## START Supplied information

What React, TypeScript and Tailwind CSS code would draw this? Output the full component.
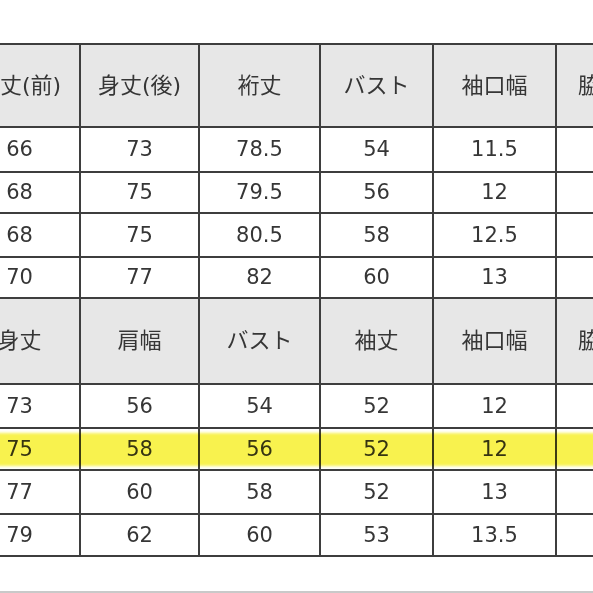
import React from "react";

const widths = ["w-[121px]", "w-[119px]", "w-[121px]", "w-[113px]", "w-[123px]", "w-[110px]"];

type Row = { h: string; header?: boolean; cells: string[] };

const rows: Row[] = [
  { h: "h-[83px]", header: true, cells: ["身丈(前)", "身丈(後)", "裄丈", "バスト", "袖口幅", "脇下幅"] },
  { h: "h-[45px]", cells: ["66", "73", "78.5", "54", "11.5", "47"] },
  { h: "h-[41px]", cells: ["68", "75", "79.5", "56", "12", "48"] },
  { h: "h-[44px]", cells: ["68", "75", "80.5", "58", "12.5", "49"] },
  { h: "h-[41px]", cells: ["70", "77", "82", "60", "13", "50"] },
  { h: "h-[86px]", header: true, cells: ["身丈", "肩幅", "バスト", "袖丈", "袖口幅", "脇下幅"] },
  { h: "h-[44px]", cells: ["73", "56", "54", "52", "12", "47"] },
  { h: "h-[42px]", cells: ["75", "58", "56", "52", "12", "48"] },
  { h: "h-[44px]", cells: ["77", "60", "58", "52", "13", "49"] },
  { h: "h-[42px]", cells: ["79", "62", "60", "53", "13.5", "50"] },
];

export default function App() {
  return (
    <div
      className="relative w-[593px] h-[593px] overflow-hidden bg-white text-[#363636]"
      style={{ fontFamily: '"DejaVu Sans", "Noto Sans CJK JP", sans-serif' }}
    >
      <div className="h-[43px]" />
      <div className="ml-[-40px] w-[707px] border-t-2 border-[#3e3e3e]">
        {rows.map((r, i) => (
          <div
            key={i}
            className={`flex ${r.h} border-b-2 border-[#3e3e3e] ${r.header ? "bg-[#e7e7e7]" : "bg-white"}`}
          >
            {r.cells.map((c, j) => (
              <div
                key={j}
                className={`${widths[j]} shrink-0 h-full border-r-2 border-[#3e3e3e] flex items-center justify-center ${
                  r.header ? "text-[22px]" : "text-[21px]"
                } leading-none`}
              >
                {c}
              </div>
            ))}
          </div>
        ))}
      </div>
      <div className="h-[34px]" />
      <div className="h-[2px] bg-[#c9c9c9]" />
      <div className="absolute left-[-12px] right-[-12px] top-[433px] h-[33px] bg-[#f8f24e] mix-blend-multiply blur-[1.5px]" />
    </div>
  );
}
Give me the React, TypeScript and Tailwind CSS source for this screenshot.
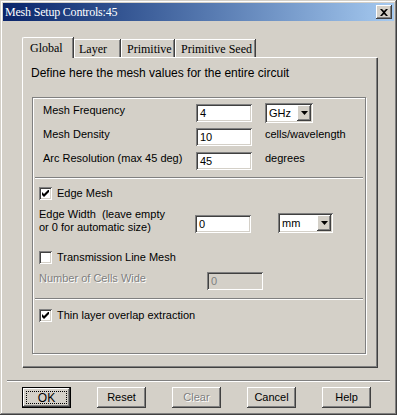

## END Supplied information

=== Task instructions ===
Copy all lines from the material that contain "TypeScript".

=== Result below ===
What React, TypeScript and Tailwind CSS code would draw this? Output the full component.
Give me the React, TypeScript and Tailwind CSS source for this screenshot.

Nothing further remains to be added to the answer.